Data lines:
━━━━━━

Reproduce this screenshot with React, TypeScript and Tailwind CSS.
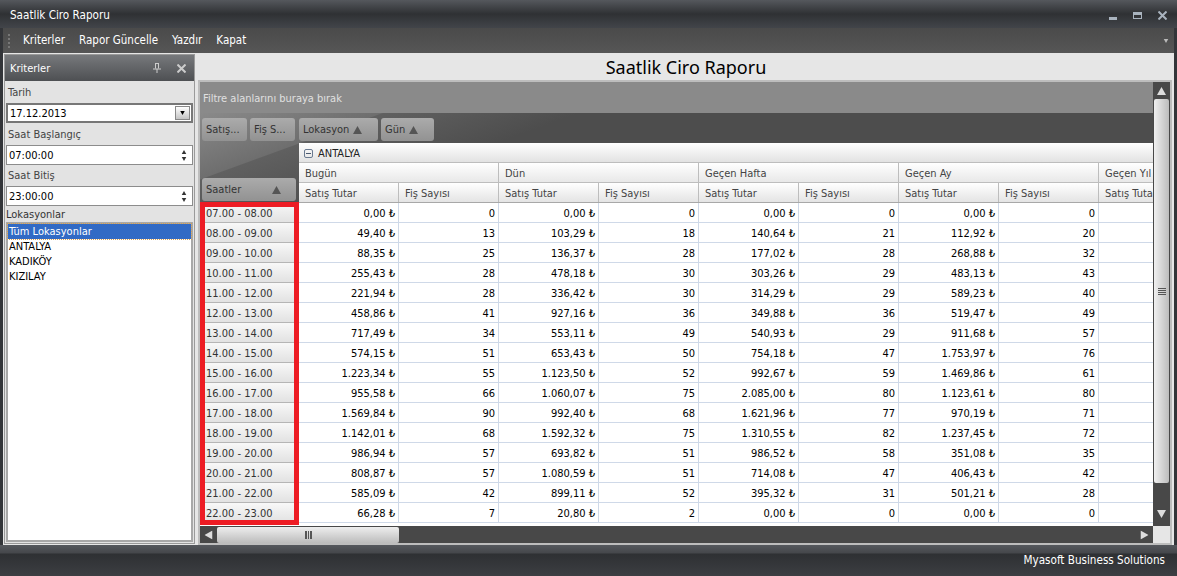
const rows = [
  ['07.00 - 08.00', '0,00', 0, '0,00', 0, '0,00', 0, '0,00', 0],
  ['08.00 - 09.00', '49,40', 13, '103,29', 18, '140,64', 21, '112,92', 20],
  ['09.00 - 10.00', '88,35', 25, '136,37', 28, '177,02', 28, '268,88', 32],
  ['10.00 - 11.00', '255,43', 28, '478,18', 30, '303,26', 29, '483,13', 43],
  ['11.00 - 12.00', '221,94', 28, '336,42', 30, '314,29', 29, '589,23', 40],
  ['12.00 - 13.00', '458,86', 41, '927,16', 36, '349,88', 36, '519,47', 49],
  ['13.00 - 14.00', '717,49', 34, '553,11', 49, '540,93', 29, '911,68', 57],
  ['14.00 - 15.00', '574,15', 51, '653,43', 50, '754,18', 47, '1.753,97', 76],
  ['15.00 - 16.00', '1.223,34', 55, '1.123,50', 52, '992,67', 59, '1.469,86', 61],
  ['16.00 - 17.00', '955,58', 66, '1.060,07', 75, '2.085,00', 80, '1.123,61', 80],
  ['17.00 - 18.00', '1.569,84', 90, '992,40', 68, '1.621,96', 77, '970,19', 71],
  ['18.00 - 19.00', '1.142,01', 68, '1.592,32', 75, '1.310,55', 82, '1.237,45', 72],
  ['19.00 - 20.00', '986,94', 57, '693,82', 51, '986,52', 58, '351,08', 35],
  ['20.00 - 21.00', '808,87', 57, '1.080,59', 51, '714,08', 47, '406,43', 42],
  ['21.00 - 22.00', '585,09', 42, '899,11', 52, '395,32', 31, '501,21', 28],
  ['22.00 - 23.00', '66,28', 7, '20,80', 2, '0,00', 0, '0,00', 0],
];

const periods = ['Bugün', 'Dün', 'Geçen Hafta', 'Geçen Ay'];

function Triangle({ up = true, className = '' }: { up?: boolean; className?: string }) {
  return (
    <svg width="9" height="8" viewBox="0 0 9 8" className={className}>
      <path d={up ? 'M4.5 0 9 8H0z' : 'M0 0h9L4.5 8z'} fill="currentColor" />
    </svg>
  );
}

function Chip({ label, arrow, className }: { label: string; arrow?: boolean; className: string }) {
  return (
    <div className={`flex items-center gap-1 h-[23px] pl-[4px] rounded-[3px] whitespace-nowrap bg-gradient-to-b from-[#ababab] to-[#929292] text-[#333] ${className}`}>
      <span>{label}</span>
      {arrow && <Triangle className="text-[#555]" />}
    </div>
  );
}

function Spinner({ value }: { value: string }) {
  return (
    <div className="mx-px h-5 flex items-center justify-between bg-white border border-[#8c8c8c] pl-[2px] pr-[5px] text-black">
      <span>{value}</span>
      <div className="flex flex-col gap-[3px] text-[#333]">
        <Triangle className="w-[6px] h-1" />
        <Triangle up={false} className="w-[6px] h-1" />
      </div>
    </div>
  );
}

export default function App() {
  return (
    <div className="relative w-[1177px] h-[576px] flex flex-col overflow-hidden bg-[#333539] text-[11px] leading-none font-['DejaVu_Sans_Condensed','Noto_Sans',sans-serif] text-[#222]">
      {/* title bar */}
      <div className="h-[28px] shrink-0 flex items-center justify-between pl-[10px] pr-[10px] bg-gradient-to-b from-[#55585d] via-[#2f3134] to-[#42454a] text-[11.6px] text-white">
        <span className="pt-[3px]">Saatlik Ciro Raporu</span>
        <div className="flex items-center gap-[16px] pt-[3px] text-[#a9b3be]">
          <div className="w-[8px] h-[3px] mt-[5px] bg-current" />
          <div className="w-[9px] h-[7px] border border-current border-t-[3px]" />
          <svg width="9" height="9" viewBox="0 0 9 9"><path d="M.5.5l8 8M8.5.5l-8 8" stroke="currentColor" strokeWidth="2" /></svg>
        </div>
      </div>

      <div className="flex-1 flex flex-col mx-[3px] min-h-0 bg-[#e6e6e6]">
        {/* toolbar */}
        <div className="h-[25px] shrink-0 flex items-center bg-gradient-to-b from-[#4a4a4a] to-[#565656] text-[11.5px] text-white">
          <div className="ml-[5px] w-[3px] h-[14px] border-l-2 border-dotted border-[#777]" />
          <div className="ml-[12px] flex gap-[14px]">
            <span>Kriterler</span>
            <span>Rapor Güncelle</span>
            <span>Yazdır</span>
            <span>Kapat</span>
          </div>
          <Triangle up={false} className="ml-auto mr-[5px] w-[6px] h-1 text-[#bbb]" />
        </div>

        <div className="flex-1 flex min-h-0 pt-px pl-px gap-[3px]">
          {/* criteria panel */}
          <div className="w-[191px] h-[490px] shrink-0 flex flex-col bg-[#e3e3e3] border border-[#9a9a9a]">
            <div className="h-[26px] shrink-0 flex items-center justify-between pl-[5px] pr-2 bg-gradient-to-b from-[#77797c] to-[#4e5053] text-white">
              <span>Kriterler</span>
              <div className="flex items-center gap-[16px] text-[#ccc]">
                <svg width="8" height="10" viewBox="0 0 8 10"><path d="M2 .5h4M2.5.5v5M5.5.5v5M0 6h8M4 6v4" stroke="currentColor" fill="none" /></svg>
                <svg width="9" height="9" viewBox="0 0 9 9"><path d="M.5.5l8 8M8.5.5l-8 8" stroke="currentColor" strokeWidth="2" /></svg>
              </div>
            </div>
            <div className="pl-[3px] pt-[6px] h-[22px] text-[#444]">Tarih</div>
            <div className="mx-px h-5 flex items-center justify-between bg-white border-2 border-[#777] pl-[2px] pr-px text-black">
              <span>17.12.2013</span>
              <div className="w-[15px] h-[14px] flex items-center justify-center bg-gradient-to-b from-white to-[#c4c4c4] border border-[#888]">
                <Triangle up={false} className="w-[7px] h-1 text-black" />
              </div>
            </div>
            <div className="pl-[3px] pt-[6px] h-[22px] text-[#444]">Saat Başlangıç</div>
            <Spinner value="07:00:00" />
            <div className="pl-[3px] pt-[5px] h-[21px] text-[#444]">Saat Bitiş</div>
            <Spinner value="23:00:00" />
            <div className="pl-px h-[16px] pt-[3px] text-[#333]">Lokasyonlar</div>
            <div className="mx-px mb-px flex-1 bg-white border-2 border-[#a8a8a8] text-black">
              <div className="h-[15px] flex items-center pl-px bg-[#316ac5] text-white outline-1 outline-dotted outline-[#d8a050]">Tüm Lokasyonlar</div>
              <div className="h-[15px] flex items-center pl-px">ANTALYA</div>
              <div className="h-[15px] flex items-center pl-px">KADIKÖY</div>
              <div className="h-[15px] flex items-center pl-px">KIZILAY</div>
            </div>
          </div>

          {/* report */}
          <div className="flex-1 flex flex-col min-w-0">
            <div className="h-[26px] shrink-0 flex items-center justify-center text-[18px] font-['Noto_Sans',sans-serif] text-black">Saatlik Ciro Raporu</div>
            <div className="relative w-[974px] h-[465px] flex border-2 border-[#bdbdbd] bg-white">
              <div className="w-[955px] flex flex-col min-w-0">
                <div className="flex-1 flex flex-col min-h-0 overflow-hidden">
                  <div className="h-[31px] shrink-0 flex items-center pl-[3px] pt-px bg-[#8a8a8a] text-[#e0e0e0]">Filtre alanlarını buraya bırak</div>
                  {/* pivot area */}
                  <div className="h-[90px] shrink-0 flex bg-[linear-gradient(160deg,#8a8a8a_0,#6e6e6e_62px,#606060_63px,#4d4d4d_130px)]">
                    <div className="w-[99px] shrink-0 flex flex-col justify-between pt-[5px] pl-[2px] pb-[2px]">
                      <div className="flex gap-[3px] w-[235px]">
                        <Chip label="Satış..." className="w-[45px] shrink-0" />
                        <Chip label="Fiş S..." className="w-[45px] shrink-0" />
                        <Chip label="Lokasyon" arrow className="w-[79px] ml-px shrink-0" />
                        <Chip label="Gün" arrow className="w-[53px] shrink-0" />
                      </div>
                      <Chip label="Saatler" arrow className="w-[94px] shrink-0 justify-between pr-[15px]" />
                    </div>
                    <div className="flex-1 min-w-0 self-end overflow-hidden">
                      <div className="w-[900px] h-[60px] flex flex-col rounded-tl-[3px] bg-[#ececec] text-[#444]">
                        <div className="h-5 flex items-center gap-[5px] pl-[5px] pt-px bg-gradient-to-b from-white to-[#e2e2e2] border-b border-[#bdbdbd] text-[#222]">
                          <div className="w-[9px] h-[9px] flex items-center justify-center rounded-[2px] border border-[#6a7a90]">
                            <div className="w-[5px] h-px bg-[#4a5a70]" />
                          </div>
                          <span>ANTALYA</span>
                        </div>
                        <div className="h-5 flex border-b border-[#bdbdbd] bg-gradient-to-b from-white to-[#e8e8e8]">
                          {[...periods, 'Geçen Yıl'].map((p) => (
                            <div key={p} className="w-[200px] shrink-0 flex items-center pl-[6px] pt-px border-r border-[#bdbdbd]">{p}</div>
                          ))}
                        </div>
                        <div className="h-5 flex border-b border-[#a8a8a8] bg-gradient-to-b from-white to-[#e4e4e4]">
                          {periods.map((p) => (
                            <div key={p} className="w-[200px] shrink-0 flex">
                              <div className="w-[100px] flex items-center pl-[6px] pt-px border-r border-[#bdbdbd]">Satış Tutar</div>
                              <div className="w-[100px] flex items-center pl-[6px] pt-px border-r border-[#bdbdbd]">Fiş Sayısı</div>
                            </div>
                          ))}
                          <div className="w-[100px] flex items-center pl-[6px] pt-px">Satış Tutar</div>
                        </div>
                      </div>
                    </div>
                  </div>
                  {/* rows */}
                  <div className="flex-1 min-h-0 overflow-hidden bg-white text-black">
                    {rows.map((r) => (
                      <div key={r[0]} className="h-5 flex">
                        <div className="w-[99px] shrink-0 flex items-center pl-[6px] pt-px bg-gradient-to-b from-[#f8f8f8] to-[#e2e2e2] border-b border-[#b5b5b5] text-[#333]">{r[0]}</div>
                        {r.slice(1).map((v, i) => (
                          <div key={i} className="w-[100px] shrink-0 flex items-center justify-end pr-[3px] pt-px border-r border-b border-[#cfd9e8]">
                            {i % 2 === 0 ? `${v} ₺` : v}
                          </div>
                        ))}
                        <div className="w-[100px] shrink-0 border-b border-[#cfd9e8]" />
                      </div>
                    ))}
                  </div>
                </div>
                {/* horizontal scrollbar */}
                <div className="h-[17px] shrink-0 flex items-center bg-[#484848]">
                  <div className="w-[17px] flex justify-center text-[#ddd]"><Triangle className="-rotate-90" /></div>
                  <div className="w-[182px] h-[16px] flex items-center justify-center bg-gradient-to-b from-[#eeeeee] to-[#bcbcbc] rounded-[2px]">
                    <div className="w-[7px] h-[8px] border-x border-[#555] bg-[repeating-linear-gradient(90deg,#555_0,#555_1px,transparent_1px,transparent_2px)]" />
                  </div>
                  <div className="ml-auto w-[17px] flex justify-center text-[#ddd]"><Triangle className="rotate-90" /></div>
                </div>
              </div>
              {/* vertical scrollbar */}
              <div className="w-[17px] shrink-0 flex flex-col items-center bg-[#484848]">
                <div className="h-[17px] flex items-center justify-center text-[#ddd]"><Triangle /></div>
                <div className="w-[15px] h-[384px] flex items-center justify-center bg-gradient-to-r from-[#f0f0f0] to-[#bcbcbc] rounded-[2px]">
                  <div className="w-[8px] h-[7px] bg-[repeating-linear-gradient(0deg,#555_0,#555_1px,transparent_1px,transparent_2px)]" />
                </div>
                <div className="mt-auto h-[42px] w-full flex flex-col items-center">
                  <div className="h-[25px] flex items-center justify-center text-[#ddd]"><Triangle up={false} /></div>
                  <div className="h-[17px] w-full bg-[#e6e6e6]" />
                </div>
              </div>
              {/* red highlight drawn over the hours column */}
              <div className="absolute left-0 top-[120px] w-[99px] h-[323px] border-[5px] border-[#ed1c24] pointer-events-none" />
            </div>
          </div>
        </div>
      </div>

      {/* status bar */}
      <div className="h-[31px] shrink-0 flex items-center justify-end pr-[12px] bg-[linear-gradient(180deg,#55585d_0,#45474b_8px,#2e3033_9px,#3c3e42_100%)] text-[11.6px] text-white">
        Myasoft Business Solutions
      </div>
    </div>
  );
}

━━━━━━

Task prompt: Leave out any pictures and return exactly the lines from the beginning of the data through the line with "const periods = ['Bugün', 'Dün', 'Geçen", inclusive.

The response:
Reproduce this screenshot with React, TypeScript and Tailwind CSS.
const rows = [
  ['07.00 - 08.00', '0,00', 0, '0,00', 0, '0,00', 0, '0,00', 0],
  ['08.00 - 09.00', '49,40', 13, '103,29', 18, '140,64', 21, '112,92', 20],
  ['09.00 - 10.00', '88,35', 25, '136,37', 28, '177,02', 28, '268,88', 32],
  ['10.00 - 11.00', '255,43', 28, '478,18', 30, '303,26', 29, '483,13', 43],
  ['11.00 - 12.00', '221,94', 28, '336,42', 30, '314,29', 29, '589,23', 40],
  ['12.00 - 13.00', '458,86', 41, '927,16', 36, '349,88', 36, '519,47', 49],
  ['13.00 - 14.00', '717,49', 34, '553,11', 49, '540,93', 29, '911,68', 57],
  ['14.00 - 15.00', '574,15', 51, '653,43', 50, '754,18', 47, '1.753,97', 76],
  ['15.00 - 16.00', '1.223,34', 55, '1.123,50', 52, '992,67', 59, '1.469,86', 61],
  ['16.00 - 17.00', '955,58', 66, '1.060,07', 75, '2.085,00', 80, '1.123,61', 80],
  ['17.00 - 18.00', '1.569,84', 90, '992,40', 68, '1.621,96', 77, '970,19', 71],
  ['18.00 - 19.00', '1.142,01', 68, '1.592,32', 75, '1.310,55', 82, '1.237,45', 72],
  ['19.00 - 20.00', '986,94', 57, '693,82', 51, '986,52', 58, '351,08', 35],
  ['20.00 - 21.00', '808,87', 57, '1.080,59', 51, '714,08', 47, '406,43', 42],
  ['21.00 - 22.00', '585,09', 42, '899,11', 52, '395,32', 31, '501,21', 28],
  ['22.00 - 23.00', '66,28', 7, '20,80', 2, '0,00', 0, '0,00', 0],
];

const periods = ['Bugün', 'Dün', 'Geçen Hafta', 'Geçen Ay'];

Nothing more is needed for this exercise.